The midpoint rule beat the endpoint rules badly at $n = 4$ ($0.6878$ vs. $0.6725$) but the gap nearly vanished by $n = 50$. Using the error-scaling table of §13.13, explain why the advantage of the midpoint rule is largest when $n$ is small.
The left and right sums were identical here because of symmetry. Construct an interval, such as $[0, 2]$, on which they would not be equal, and predict which one overestimates $\int_0^2 \phi\,dx$. (Hint: is $\phi$ increasing or decreasing on $[0,2]$? — recall §13.2.)
A colleague proposes to find $\int_{-1}^1 \phi\,dx$ by "just finding the antiderivative of $\phi$." Explain, in one paragraph, why this plan fails and why numerical integration is not a second-best workaround but the correct method (§13.14).
The bottling engineer wants the fraction within two standard deviations, $P(-2 \le X \le 2)$. Describe how you would adapt the code above, and state which famous percentage you expect the sum to converge to.

A Short Annotated Reading

OpenStax, Introductory Statistics, "The Normal Distribution" — the applied side of this case study: how areas under $\phi$ become probabilities, $z$-scores, and the empirical rule, with no calculus prerequisites assumed. Read it to see where the number $0.6827$ goes once you have computed it.

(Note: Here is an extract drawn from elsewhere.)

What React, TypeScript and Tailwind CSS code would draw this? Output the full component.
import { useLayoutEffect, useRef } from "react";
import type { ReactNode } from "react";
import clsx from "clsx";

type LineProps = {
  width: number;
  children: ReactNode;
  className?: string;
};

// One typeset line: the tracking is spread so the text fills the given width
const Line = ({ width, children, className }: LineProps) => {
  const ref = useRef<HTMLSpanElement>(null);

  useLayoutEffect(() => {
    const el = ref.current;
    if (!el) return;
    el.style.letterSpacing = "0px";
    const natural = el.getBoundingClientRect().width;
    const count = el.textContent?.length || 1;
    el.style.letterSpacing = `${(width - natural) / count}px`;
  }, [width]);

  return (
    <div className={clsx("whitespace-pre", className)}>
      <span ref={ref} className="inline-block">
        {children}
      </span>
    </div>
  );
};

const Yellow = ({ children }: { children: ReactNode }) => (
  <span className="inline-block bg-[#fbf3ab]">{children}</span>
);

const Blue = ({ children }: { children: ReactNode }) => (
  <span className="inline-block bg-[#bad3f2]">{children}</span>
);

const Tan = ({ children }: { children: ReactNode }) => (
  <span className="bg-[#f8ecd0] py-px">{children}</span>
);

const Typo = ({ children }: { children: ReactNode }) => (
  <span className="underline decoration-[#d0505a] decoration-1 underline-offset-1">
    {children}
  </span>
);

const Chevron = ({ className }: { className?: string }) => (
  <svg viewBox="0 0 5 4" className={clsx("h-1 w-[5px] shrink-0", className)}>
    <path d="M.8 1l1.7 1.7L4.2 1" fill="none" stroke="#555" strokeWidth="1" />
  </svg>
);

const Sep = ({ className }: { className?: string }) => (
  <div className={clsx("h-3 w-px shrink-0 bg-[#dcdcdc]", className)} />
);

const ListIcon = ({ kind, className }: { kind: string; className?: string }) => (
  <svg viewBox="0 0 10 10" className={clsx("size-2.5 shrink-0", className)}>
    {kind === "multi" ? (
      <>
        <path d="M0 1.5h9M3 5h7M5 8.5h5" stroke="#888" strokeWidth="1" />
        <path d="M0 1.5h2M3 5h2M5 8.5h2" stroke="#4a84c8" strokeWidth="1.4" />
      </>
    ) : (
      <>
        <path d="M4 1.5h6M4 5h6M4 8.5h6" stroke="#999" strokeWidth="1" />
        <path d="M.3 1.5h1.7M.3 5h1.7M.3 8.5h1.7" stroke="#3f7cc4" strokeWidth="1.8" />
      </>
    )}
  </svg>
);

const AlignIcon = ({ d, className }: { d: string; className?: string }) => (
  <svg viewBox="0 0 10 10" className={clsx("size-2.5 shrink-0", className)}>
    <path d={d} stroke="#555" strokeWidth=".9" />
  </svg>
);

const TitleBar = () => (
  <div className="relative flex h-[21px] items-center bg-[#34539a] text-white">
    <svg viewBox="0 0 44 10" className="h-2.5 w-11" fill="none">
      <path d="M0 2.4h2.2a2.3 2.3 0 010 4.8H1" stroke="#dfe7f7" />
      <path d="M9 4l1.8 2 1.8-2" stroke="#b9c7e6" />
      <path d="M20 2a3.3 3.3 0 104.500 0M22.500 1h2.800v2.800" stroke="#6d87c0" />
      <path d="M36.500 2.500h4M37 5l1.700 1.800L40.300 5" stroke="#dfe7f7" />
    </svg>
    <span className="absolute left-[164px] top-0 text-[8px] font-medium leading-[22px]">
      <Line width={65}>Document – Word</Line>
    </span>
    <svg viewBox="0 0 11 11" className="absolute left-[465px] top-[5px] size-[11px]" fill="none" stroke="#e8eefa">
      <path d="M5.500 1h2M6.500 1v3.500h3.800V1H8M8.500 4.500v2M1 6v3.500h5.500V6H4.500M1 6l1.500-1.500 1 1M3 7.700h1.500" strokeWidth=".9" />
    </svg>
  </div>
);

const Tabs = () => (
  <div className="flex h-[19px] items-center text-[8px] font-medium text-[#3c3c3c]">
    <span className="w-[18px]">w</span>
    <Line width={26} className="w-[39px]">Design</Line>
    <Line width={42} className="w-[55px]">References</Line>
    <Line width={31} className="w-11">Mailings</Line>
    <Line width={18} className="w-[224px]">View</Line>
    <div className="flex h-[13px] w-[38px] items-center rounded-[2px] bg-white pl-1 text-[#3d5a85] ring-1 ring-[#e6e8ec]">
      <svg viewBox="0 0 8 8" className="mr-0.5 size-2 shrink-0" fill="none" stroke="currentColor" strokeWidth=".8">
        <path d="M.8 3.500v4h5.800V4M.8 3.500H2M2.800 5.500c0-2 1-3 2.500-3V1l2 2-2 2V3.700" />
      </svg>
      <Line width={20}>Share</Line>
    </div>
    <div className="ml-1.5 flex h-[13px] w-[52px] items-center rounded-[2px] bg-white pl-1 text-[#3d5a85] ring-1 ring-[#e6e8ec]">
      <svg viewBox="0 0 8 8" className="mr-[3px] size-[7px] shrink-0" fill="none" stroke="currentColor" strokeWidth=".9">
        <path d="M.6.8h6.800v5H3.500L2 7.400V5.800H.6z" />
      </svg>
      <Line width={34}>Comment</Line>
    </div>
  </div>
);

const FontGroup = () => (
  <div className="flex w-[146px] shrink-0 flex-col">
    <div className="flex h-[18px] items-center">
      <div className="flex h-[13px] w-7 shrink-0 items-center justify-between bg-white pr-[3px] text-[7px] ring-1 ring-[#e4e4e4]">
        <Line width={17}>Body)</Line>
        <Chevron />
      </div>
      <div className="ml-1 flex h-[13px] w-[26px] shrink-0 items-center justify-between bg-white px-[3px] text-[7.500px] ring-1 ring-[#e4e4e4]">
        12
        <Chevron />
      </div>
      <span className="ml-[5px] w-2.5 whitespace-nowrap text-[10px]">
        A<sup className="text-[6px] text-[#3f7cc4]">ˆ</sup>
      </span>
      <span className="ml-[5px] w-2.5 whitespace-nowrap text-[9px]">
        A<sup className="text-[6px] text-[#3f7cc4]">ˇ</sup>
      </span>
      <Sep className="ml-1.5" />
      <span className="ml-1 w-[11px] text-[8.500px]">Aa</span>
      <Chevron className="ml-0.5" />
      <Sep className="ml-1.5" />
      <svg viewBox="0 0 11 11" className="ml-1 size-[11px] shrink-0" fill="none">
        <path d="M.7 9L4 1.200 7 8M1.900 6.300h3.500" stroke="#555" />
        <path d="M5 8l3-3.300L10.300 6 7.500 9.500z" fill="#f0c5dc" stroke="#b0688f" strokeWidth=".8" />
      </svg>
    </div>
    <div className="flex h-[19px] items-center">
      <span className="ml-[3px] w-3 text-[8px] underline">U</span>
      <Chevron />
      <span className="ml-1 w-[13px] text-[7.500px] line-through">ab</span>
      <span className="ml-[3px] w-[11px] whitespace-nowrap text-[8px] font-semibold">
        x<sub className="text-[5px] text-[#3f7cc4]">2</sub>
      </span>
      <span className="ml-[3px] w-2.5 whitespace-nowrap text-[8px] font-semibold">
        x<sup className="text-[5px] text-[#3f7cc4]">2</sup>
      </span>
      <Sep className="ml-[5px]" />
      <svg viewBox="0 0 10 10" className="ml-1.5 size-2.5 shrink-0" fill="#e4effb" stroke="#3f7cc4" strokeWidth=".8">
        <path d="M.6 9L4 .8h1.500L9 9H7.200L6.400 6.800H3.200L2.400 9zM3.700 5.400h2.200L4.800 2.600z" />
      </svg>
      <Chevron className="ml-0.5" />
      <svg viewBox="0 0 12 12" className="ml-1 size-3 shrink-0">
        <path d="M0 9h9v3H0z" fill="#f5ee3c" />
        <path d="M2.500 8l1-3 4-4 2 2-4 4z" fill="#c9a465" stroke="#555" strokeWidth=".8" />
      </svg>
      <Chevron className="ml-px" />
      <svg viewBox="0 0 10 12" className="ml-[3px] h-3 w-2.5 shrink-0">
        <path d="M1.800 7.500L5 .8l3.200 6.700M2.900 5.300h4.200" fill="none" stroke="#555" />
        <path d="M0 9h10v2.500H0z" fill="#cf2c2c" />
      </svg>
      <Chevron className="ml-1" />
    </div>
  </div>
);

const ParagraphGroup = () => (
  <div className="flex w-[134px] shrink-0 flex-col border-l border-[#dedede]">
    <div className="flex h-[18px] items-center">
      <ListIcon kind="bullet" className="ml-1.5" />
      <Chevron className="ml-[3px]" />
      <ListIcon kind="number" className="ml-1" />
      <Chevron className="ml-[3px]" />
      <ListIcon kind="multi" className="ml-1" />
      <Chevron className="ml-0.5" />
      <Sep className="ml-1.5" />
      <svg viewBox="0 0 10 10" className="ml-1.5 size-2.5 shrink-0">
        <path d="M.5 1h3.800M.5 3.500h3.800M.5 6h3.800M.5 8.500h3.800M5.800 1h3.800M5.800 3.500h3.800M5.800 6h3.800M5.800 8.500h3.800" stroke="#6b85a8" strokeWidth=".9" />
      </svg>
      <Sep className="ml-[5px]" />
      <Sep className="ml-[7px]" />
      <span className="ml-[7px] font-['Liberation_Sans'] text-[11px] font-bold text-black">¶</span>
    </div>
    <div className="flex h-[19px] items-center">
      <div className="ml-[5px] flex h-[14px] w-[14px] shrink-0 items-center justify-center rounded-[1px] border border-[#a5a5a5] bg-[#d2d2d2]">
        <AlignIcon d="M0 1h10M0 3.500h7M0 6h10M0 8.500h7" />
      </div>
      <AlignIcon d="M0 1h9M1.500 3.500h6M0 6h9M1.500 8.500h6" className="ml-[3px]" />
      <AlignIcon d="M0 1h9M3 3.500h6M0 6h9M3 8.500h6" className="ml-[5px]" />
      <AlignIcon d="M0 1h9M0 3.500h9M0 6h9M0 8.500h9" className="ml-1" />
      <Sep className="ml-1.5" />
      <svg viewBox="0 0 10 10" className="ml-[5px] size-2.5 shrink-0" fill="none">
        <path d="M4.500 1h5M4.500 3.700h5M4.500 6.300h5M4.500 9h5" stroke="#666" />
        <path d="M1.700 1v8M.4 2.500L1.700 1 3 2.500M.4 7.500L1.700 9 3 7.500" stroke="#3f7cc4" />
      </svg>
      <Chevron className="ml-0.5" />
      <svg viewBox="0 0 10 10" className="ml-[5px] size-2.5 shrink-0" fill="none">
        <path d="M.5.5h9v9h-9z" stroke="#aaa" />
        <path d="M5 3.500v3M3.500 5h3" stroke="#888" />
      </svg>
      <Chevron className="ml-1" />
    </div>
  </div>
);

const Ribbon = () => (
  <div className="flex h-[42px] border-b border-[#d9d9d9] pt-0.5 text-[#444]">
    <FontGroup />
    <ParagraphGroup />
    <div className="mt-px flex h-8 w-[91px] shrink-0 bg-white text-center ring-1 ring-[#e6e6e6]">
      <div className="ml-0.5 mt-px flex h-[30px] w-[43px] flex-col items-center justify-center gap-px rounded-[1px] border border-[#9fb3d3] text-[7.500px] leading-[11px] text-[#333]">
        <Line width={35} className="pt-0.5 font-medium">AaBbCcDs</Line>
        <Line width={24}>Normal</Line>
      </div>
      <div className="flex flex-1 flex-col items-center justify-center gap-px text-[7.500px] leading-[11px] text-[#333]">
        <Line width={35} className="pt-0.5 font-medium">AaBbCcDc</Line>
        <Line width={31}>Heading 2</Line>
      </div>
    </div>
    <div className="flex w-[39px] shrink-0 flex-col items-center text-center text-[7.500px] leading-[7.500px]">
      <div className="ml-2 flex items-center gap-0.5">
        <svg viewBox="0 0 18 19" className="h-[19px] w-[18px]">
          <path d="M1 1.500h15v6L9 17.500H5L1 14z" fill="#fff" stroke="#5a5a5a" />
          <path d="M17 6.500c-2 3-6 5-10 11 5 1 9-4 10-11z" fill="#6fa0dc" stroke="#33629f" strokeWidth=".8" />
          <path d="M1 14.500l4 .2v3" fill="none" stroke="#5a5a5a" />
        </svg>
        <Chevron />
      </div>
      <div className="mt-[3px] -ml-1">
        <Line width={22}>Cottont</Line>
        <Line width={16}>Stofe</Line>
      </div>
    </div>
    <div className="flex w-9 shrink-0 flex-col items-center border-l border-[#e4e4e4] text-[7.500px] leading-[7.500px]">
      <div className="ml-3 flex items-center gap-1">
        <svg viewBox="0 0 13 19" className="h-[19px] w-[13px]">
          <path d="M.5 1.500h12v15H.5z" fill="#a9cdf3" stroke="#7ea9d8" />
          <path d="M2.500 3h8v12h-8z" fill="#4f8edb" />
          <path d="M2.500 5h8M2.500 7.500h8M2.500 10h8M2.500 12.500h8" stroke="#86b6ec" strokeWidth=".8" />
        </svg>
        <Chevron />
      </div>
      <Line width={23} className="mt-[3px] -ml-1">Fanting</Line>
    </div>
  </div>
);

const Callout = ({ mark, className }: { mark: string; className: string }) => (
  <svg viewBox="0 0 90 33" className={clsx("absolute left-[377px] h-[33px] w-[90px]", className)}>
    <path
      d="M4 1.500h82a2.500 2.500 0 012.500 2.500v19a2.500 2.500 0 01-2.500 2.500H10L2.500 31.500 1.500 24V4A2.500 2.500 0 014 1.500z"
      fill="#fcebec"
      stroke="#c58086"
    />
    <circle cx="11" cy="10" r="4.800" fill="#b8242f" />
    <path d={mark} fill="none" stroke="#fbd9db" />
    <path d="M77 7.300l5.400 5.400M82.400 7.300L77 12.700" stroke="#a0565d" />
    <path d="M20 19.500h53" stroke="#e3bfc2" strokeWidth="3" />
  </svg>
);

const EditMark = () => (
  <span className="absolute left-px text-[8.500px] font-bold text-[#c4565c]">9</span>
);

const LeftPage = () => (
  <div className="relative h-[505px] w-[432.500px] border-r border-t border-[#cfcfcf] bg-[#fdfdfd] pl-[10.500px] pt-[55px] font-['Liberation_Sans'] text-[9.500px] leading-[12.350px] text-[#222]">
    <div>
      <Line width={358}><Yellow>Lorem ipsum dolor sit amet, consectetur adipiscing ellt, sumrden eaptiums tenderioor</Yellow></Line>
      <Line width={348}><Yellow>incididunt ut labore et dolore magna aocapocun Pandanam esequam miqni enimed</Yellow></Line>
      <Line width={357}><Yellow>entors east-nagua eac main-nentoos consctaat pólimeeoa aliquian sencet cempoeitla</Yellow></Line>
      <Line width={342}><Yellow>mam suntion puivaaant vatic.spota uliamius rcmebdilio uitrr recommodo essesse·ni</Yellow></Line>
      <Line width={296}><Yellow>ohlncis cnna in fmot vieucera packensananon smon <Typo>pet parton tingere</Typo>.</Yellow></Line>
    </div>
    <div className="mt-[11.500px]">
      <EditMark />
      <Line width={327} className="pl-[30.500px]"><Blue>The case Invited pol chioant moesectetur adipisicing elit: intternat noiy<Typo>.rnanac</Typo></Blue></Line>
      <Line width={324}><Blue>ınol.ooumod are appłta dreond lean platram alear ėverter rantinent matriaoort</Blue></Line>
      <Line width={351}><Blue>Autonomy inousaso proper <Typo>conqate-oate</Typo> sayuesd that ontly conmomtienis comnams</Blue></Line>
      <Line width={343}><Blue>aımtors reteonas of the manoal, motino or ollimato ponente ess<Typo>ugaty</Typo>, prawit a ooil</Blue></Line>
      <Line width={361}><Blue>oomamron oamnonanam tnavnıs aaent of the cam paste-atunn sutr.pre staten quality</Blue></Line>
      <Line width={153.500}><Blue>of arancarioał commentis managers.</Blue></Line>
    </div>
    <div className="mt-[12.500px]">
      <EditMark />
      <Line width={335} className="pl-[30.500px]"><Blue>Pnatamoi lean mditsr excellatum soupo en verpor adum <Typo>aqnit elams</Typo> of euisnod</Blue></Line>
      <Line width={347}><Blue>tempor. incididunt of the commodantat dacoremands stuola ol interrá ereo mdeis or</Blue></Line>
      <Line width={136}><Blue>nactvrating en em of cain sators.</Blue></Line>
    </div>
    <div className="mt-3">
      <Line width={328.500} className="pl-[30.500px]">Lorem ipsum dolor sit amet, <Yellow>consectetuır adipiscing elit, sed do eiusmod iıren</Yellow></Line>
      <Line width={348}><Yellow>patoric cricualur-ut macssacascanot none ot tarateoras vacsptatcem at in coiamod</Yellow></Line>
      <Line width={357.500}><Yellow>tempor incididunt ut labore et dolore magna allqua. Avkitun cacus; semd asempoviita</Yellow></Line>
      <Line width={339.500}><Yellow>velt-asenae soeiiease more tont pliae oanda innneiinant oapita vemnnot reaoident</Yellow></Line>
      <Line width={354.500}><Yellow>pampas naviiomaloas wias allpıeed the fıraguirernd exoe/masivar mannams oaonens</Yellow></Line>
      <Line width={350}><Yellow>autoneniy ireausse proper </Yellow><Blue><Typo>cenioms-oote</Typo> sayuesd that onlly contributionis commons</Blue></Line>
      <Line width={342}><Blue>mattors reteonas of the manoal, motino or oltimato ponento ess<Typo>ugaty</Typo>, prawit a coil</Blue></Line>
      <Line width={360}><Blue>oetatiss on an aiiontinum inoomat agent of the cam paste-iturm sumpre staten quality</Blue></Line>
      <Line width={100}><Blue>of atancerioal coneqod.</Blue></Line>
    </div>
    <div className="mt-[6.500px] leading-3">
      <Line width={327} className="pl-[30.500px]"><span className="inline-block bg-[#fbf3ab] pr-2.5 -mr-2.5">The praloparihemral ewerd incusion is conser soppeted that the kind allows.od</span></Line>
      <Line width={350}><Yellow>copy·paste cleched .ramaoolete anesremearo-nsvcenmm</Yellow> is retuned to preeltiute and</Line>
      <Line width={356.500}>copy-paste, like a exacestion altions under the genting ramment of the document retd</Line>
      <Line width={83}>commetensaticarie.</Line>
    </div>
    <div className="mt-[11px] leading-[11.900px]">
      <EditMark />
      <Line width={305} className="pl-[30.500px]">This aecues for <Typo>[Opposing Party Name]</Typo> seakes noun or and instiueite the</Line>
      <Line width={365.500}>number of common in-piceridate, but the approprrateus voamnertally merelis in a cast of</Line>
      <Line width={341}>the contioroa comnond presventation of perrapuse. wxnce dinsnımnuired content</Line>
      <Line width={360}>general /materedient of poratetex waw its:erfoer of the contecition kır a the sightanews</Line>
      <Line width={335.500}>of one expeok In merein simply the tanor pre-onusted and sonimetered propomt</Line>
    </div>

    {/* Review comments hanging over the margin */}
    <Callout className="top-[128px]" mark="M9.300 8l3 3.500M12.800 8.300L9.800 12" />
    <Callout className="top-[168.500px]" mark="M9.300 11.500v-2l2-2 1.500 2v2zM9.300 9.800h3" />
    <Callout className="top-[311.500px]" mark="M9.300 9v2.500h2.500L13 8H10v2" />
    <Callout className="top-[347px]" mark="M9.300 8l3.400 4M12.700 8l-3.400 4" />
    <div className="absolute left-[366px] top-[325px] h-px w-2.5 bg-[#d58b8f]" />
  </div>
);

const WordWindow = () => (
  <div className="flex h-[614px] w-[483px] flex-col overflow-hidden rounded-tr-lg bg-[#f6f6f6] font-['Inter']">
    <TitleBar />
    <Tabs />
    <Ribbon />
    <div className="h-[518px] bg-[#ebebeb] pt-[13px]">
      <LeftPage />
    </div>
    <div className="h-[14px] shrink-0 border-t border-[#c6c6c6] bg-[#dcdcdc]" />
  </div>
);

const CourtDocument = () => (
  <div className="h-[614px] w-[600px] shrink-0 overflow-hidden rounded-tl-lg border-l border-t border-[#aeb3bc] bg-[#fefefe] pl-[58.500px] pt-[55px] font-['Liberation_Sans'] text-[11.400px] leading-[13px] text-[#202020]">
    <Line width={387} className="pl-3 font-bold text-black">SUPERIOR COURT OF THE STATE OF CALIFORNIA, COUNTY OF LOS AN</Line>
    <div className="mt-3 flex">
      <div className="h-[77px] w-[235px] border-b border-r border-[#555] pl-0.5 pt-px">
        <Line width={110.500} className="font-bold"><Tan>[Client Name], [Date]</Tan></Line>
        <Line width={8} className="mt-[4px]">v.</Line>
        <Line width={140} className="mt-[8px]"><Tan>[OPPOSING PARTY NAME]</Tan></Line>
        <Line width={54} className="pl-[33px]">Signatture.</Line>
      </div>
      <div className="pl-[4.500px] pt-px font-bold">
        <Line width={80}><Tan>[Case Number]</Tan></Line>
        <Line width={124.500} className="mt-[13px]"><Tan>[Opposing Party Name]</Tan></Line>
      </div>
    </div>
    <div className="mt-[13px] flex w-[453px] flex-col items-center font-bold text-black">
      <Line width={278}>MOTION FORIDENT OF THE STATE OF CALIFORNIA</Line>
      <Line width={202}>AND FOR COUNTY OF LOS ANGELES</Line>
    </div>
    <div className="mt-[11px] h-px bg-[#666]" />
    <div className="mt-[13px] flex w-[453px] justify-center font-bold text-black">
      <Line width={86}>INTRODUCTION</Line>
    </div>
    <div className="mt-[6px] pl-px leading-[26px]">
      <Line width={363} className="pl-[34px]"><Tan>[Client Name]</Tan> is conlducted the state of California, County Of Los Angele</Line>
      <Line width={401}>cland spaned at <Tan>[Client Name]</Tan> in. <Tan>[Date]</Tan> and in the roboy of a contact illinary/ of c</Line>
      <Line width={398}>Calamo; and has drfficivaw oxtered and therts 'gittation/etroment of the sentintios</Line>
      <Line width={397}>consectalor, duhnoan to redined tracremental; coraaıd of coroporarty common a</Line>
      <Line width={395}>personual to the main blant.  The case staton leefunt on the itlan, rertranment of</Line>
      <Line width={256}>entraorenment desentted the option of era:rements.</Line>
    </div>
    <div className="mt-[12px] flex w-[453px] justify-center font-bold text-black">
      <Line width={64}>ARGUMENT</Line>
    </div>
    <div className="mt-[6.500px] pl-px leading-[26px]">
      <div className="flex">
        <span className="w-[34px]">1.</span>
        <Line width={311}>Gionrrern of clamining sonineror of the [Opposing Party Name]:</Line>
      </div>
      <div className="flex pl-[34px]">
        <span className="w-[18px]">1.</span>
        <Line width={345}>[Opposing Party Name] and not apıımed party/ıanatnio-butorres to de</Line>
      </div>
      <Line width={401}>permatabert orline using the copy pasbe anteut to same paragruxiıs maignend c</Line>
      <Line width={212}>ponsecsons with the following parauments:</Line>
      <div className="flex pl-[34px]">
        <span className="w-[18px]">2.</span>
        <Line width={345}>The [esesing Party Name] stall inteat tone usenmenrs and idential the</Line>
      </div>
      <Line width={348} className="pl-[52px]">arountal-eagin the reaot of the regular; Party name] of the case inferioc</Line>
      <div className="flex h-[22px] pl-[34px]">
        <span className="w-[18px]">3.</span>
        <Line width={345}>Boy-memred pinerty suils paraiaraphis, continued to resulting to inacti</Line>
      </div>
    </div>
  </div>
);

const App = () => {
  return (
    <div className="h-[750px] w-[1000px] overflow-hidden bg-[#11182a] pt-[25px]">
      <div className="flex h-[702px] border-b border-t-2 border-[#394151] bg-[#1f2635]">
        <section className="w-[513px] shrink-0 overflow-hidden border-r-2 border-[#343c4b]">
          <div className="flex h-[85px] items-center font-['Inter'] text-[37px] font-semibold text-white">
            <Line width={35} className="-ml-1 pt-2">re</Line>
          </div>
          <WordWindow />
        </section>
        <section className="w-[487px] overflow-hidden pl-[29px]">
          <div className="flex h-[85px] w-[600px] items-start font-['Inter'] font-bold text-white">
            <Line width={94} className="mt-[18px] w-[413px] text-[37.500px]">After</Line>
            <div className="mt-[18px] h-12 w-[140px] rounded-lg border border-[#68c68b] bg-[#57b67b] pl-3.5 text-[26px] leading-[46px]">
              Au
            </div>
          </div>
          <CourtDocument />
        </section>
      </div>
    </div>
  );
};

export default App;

Stewart, Calculus: Early Transcendentals (9th ed.), §5.2 "The Definite Integral" — the rigorous source for the Riemann-sum machinery used here; pairs directly with §13.4–13.5 of this chapter.
Stewart, §7.7 "Approximate Integration" — the full treatment of the midpoint and trapezoidal rules (and Simpson's rule, our Chapter 16), including the error bounds that explain the convergence you watched above.